RECORD EXTRACTS.
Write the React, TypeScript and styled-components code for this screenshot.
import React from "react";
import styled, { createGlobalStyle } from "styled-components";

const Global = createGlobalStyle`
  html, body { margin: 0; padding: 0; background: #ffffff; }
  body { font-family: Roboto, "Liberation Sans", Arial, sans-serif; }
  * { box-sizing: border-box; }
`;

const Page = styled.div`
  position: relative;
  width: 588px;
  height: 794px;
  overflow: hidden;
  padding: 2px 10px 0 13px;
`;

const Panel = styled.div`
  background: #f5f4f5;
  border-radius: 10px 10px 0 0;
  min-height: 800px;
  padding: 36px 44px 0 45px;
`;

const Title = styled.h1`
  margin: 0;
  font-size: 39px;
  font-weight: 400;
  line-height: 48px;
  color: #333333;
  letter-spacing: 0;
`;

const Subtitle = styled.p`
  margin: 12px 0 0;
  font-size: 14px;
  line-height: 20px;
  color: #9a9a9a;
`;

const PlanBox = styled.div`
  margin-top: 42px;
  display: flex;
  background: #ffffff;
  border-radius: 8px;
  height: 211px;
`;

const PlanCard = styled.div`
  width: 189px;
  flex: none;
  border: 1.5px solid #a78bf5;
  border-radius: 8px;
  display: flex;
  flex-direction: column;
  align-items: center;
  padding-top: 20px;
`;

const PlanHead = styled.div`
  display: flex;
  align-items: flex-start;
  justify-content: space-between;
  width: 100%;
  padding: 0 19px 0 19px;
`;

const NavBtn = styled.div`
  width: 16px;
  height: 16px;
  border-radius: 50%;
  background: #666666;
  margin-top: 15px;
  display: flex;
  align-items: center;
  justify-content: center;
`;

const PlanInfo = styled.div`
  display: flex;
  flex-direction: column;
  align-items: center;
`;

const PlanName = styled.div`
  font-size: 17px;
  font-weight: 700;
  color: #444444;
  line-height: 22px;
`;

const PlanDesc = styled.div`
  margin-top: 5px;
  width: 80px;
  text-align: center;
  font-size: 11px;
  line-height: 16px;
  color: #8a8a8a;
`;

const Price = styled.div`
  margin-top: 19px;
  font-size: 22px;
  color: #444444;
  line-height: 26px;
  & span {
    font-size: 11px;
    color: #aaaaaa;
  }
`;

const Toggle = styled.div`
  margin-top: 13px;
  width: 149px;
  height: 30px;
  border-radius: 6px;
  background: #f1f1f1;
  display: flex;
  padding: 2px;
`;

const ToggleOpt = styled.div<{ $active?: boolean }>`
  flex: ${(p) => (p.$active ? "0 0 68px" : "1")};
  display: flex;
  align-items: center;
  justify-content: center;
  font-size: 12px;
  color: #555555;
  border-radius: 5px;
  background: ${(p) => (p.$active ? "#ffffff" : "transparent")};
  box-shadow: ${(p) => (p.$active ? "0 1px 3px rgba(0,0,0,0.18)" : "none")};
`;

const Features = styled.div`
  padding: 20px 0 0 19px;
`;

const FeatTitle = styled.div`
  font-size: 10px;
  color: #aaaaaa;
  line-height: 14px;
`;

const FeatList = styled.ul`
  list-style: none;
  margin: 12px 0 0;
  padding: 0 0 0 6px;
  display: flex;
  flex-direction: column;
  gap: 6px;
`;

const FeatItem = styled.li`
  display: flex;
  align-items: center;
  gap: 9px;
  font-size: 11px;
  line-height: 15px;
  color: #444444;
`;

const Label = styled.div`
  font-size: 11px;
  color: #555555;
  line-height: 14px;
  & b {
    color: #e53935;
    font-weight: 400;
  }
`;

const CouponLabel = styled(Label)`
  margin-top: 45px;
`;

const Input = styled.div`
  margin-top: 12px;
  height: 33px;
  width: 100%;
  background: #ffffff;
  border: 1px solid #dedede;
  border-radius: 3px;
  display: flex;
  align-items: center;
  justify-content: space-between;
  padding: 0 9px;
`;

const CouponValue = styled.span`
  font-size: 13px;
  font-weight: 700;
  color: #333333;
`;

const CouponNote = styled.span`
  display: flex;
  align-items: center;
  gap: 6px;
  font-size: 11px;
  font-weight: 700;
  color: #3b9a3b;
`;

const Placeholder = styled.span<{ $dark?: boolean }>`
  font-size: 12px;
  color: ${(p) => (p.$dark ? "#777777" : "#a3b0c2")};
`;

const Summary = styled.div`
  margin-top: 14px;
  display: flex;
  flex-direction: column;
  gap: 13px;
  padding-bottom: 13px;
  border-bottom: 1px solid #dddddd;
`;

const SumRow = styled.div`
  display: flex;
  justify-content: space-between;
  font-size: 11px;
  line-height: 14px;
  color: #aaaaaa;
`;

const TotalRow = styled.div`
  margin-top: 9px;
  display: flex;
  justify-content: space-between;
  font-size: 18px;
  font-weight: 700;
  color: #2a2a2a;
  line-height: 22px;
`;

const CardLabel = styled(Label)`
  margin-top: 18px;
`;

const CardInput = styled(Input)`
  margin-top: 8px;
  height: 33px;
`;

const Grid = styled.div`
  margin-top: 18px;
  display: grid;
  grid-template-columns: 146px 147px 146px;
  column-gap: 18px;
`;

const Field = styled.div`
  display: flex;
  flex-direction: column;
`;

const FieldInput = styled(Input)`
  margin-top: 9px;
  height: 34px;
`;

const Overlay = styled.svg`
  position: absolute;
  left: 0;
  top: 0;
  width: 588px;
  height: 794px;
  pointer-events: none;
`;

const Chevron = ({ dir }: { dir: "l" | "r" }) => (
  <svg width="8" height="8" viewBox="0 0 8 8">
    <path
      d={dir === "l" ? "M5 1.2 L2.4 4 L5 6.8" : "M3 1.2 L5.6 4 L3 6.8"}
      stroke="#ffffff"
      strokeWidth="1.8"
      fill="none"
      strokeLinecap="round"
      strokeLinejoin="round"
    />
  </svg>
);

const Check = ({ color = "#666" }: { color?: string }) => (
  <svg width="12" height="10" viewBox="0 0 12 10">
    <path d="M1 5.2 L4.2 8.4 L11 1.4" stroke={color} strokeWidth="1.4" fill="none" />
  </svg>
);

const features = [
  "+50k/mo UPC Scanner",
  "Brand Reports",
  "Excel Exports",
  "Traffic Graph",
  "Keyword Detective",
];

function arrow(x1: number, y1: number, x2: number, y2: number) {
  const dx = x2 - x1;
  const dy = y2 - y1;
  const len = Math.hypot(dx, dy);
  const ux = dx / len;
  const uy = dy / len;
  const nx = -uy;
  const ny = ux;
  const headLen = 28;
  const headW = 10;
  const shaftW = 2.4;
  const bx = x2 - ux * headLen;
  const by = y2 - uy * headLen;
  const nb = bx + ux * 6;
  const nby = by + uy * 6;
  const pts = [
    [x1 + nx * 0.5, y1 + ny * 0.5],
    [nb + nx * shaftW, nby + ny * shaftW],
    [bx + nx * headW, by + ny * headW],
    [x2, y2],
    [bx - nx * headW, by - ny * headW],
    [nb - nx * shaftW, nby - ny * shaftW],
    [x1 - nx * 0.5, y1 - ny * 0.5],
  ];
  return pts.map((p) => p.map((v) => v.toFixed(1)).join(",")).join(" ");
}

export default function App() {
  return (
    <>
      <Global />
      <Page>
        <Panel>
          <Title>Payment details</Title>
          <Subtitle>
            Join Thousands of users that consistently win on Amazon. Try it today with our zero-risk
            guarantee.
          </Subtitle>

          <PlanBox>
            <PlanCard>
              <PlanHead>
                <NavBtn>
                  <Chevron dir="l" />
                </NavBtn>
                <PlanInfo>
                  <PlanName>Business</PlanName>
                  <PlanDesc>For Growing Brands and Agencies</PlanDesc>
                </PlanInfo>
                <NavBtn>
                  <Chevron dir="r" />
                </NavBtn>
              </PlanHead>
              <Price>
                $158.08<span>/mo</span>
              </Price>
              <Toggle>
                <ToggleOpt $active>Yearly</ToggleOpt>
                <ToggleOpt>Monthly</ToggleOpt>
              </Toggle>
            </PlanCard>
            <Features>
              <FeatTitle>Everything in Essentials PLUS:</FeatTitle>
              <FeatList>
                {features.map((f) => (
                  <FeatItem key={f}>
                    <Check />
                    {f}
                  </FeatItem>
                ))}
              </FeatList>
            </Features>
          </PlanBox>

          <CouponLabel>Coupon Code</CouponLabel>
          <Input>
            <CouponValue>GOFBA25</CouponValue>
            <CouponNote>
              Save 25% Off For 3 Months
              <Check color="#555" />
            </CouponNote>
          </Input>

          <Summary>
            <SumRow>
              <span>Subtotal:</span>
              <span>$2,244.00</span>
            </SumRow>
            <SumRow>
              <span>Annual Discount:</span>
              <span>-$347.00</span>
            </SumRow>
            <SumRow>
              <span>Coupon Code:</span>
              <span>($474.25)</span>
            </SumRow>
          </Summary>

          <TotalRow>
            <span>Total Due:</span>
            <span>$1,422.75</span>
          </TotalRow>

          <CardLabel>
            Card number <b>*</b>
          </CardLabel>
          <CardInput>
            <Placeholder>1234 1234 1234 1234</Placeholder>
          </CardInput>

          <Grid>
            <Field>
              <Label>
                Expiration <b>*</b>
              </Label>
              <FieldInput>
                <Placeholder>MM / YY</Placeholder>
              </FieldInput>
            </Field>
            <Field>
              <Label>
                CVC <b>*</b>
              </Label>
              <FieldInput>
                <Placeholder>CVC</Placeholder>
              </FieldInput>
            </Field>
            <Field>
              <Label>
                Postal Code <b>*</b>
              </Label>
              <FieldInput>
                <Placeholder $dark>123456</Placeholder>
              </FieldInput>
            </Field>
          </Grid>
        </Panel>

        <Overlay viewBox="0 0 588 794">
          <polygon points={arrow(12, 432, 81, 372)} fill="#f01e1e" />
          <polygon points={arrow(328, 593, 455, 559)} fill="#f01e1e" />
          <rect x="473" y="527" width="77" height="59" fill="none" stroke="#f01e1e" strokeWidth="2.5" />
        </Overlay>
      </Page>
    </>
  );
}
...
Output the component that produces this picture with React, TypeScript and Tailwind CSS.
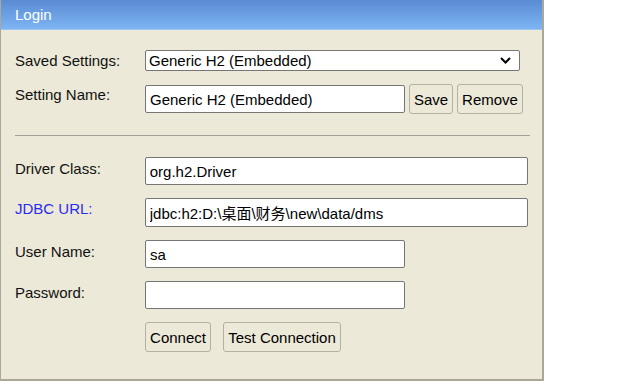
...
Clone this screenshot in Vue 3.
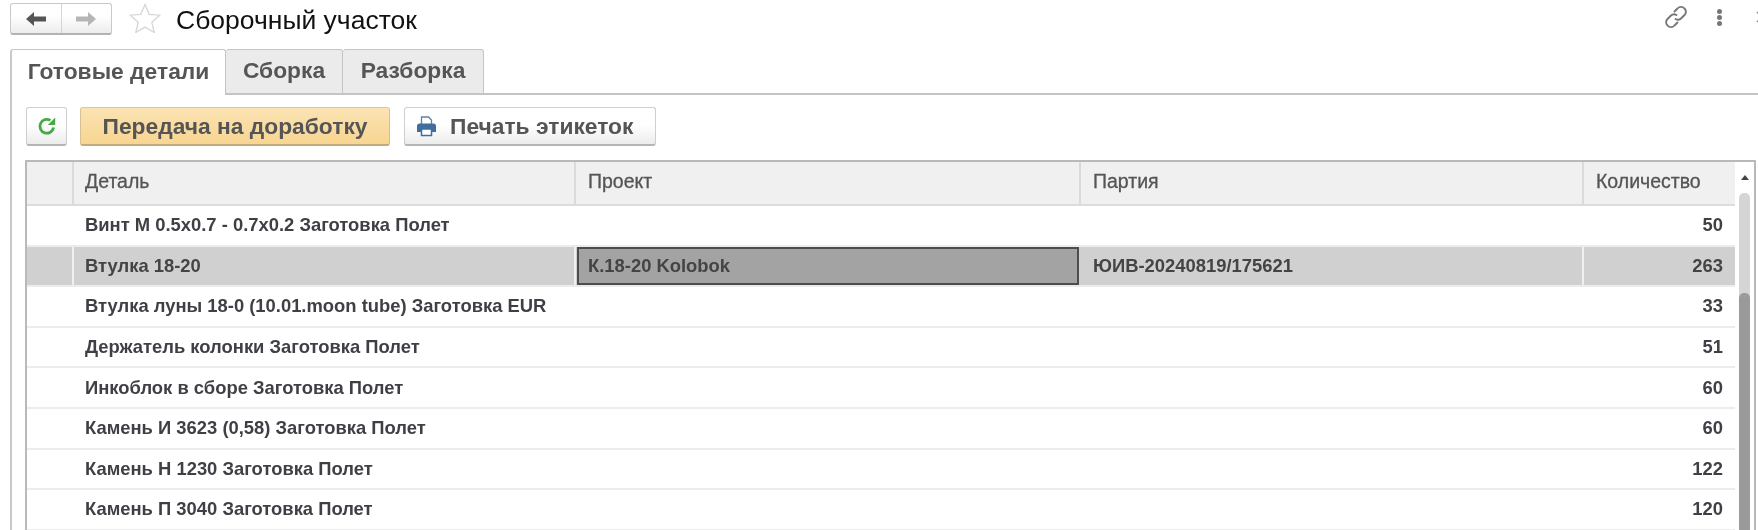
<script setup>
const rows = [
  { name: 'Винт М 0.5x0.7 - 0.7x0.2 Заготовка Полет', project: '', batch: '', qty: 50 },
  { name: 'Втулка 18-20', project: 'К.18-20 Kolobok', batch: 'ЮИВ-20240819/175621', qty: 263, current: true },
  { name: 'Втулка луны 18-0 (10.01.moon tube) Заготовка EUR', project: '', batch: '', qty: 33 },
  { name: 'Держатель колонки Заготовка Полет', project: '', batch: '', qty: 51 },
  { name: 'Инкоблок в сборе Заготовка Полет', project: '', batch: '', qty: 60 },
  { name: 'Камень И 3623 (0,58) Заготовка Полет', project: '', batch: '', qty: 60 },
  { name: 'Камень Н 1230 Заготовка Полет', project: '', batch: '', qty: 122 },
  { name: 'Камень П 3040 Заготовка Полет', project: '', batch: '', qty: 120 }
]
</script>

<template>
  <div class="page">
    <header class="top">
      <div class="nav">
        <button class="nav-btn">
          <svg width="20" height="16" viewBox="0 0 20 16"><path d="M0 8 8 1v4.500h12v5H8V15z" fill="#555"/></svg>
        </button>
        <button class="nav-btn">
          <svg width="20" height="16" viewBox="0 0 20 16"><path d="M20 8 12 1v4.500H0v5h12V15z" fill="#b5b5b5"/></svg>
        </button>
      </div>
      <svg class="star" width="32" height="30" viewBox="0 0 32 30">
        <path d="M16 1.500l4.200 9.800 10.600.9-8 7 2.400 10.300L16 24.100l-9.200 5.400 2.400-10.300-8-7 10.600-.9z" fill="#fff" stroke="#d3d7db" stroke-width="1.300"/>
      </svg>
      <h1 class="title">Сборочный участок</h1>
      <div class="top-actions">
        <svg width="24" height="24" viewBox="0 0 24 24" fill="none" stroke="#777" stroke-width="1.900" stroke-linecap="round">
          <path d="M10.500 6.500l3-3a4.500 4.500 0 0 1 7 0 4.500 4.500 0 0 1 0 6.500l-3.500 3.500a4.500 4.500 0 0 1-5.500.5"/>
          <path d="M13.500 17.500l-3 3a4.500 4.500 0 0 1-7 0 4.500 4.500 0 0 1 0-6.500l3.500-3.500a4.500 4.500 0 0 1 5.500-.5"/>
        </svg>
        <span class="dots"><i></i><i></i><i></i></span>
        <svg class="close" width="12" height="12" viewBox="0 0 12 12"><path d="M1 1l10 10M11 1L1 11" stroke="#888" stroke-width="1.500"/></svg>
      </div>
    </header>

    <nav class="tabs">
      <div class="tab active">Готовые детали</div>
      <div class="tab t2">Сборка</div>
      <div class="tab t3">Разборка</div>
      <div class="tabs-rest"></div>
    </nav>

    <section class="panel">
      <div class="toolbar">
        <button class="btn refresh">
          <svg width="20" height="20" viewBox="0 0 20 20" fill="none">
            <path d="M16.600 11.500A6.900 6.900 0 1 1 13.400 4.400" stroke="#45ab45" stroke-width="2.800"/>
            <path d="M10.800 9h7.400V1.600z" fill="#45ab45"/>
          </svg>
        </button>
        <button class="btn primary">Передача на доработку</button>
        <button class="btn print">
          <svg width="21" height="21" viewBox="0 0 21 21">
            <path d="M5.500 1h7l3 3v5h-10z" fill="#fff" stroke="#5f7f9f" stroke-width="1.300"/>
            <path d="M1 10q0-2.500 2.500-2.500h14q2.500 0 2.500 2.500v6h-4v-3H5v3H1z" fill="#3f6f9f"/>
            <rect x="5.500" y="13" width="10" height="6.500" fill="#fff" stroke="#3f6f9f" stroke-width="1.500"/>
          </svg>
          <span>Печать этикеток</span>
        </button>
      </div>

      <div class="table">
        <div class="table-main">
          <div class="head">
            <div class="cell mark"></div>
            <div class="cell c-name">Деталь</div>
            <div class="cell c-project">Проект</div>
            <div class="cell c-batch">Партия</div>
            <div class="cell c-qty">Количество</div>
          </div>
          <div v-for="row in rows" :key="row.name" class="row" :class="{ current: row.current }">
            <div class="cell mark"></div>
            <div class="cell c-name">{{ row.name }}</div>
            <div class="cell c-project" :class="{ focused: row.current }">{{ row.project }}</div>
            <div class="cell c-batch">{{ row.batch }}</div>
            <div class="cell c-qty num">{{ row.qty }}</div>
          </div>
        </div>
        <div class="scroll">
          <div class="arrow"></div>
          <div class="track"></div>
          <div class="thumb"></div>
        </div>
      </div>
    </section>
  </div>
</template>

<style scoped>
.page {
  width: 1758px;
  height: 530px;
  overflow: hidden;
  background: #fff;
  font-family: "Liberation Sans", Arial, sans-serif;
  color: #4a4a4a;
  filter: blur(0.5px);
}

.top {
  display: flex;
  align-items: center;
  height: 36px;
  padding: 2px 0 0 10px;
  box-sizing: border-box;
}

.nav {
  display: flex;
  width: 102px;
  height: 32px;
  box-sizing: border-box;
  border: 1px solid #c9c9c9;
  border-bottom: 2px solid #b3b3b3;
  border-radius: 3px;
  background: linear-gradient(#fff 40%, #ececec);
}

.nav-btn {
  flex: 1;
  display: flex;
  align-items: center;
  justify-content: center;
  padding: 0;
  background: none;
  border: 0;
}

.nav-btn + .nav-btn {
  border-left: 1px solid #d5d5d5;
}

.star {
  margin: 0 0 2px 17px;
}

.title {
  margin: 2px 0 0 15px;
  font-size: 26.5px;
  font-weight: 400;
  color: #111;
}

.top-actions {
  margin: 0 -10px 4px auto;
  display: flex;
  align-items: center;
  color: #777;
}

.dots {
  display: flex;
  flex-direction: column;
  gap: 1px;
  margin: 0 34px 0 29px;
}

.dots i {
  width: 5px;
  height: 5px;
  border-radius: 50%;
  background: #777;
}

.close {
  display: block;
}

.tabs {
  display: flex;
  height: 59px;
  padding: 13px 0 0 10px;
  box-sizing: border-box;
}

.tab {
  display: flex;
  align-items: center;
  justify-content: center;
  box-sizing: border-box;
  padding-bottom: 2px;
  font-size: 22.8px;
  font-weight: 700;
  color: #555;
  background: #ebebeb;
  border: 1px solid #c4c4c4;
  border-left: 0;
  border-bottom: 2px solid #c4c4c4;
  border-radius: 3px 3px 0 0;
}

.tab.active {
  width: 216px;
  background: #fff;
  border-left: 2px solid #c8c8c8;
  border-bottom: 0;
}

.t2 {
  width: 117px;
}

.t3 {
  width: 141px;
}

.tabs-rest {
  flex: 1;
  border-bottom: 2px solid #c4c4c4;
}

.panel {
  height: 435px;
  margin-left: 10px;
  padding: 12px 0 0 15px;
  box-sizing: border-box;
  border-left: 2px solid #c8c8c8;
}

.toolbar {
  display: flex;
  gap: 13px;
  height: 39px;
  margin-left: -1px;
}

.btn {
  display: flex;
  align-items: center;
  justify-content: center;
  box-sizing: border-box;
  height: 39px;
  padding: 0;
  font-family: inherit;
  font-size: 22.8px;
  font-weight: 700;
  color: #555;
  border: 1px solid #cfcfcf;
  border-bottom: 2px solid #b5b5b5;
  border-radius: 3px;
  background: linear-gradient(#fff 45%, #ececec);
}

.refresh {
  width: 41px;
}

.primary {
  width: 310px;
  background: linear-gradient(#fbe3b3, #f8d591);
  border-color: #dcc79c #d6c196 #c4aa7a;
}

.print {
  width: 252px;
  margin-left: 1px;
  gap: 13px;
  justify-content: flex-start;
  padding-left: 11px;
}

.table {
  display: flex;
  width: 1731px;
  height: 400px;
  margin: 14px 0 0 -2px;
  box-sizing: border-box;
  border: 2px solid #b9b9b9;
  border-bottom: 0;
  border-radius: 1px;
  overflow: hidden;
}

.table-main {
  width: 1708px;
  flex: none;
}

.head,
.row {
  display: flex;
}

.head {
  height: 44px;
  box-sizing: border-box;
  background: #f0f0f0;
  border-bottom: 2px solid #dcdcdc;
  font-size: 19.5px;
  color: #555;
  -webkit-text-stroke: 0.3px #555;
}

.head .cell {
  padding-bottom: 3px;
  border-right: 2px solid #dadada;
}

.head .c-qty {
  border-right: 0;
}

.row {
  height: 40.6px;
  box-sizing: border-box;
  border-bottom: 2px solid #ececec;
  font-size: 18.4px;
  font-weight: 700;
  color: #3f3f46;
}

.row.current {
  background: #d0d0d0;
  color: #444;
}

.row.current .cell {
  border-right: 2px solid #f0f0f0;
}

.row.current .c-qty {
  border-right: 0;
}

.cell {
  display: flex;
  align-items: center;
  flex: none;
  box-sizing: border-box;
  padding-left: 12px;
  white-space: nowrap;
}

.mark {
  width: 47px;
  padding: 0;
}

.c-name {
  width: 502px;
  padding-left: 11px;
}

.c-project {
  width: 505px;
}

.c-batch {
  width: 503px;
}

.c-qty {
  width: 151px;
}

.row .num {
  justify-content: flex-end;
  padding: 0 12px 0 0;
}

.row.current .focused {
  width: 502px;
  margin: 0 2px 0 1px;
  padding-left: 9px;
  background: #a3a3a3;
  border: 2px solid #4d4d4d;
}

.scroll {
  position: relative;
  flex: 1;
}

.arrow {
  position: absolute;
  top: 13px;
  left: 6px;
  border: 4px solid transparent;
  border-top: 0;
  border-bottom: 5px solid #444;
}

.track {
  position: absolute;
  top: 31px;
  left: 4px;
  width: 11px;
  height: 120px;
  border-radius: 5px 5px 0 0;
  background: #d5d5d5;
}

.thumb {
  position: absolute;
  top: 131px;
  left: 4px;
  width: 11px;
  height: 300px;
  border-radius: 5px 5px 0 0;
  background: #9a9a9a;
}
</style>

AIM. Search the listing for the string "screenshot". Copy each line where it turns up.

REPLY TO THE EXERCISE.
Write the React, TypeScript and styled-components code for this screenshot.
Clone this screenshot in Vue 3.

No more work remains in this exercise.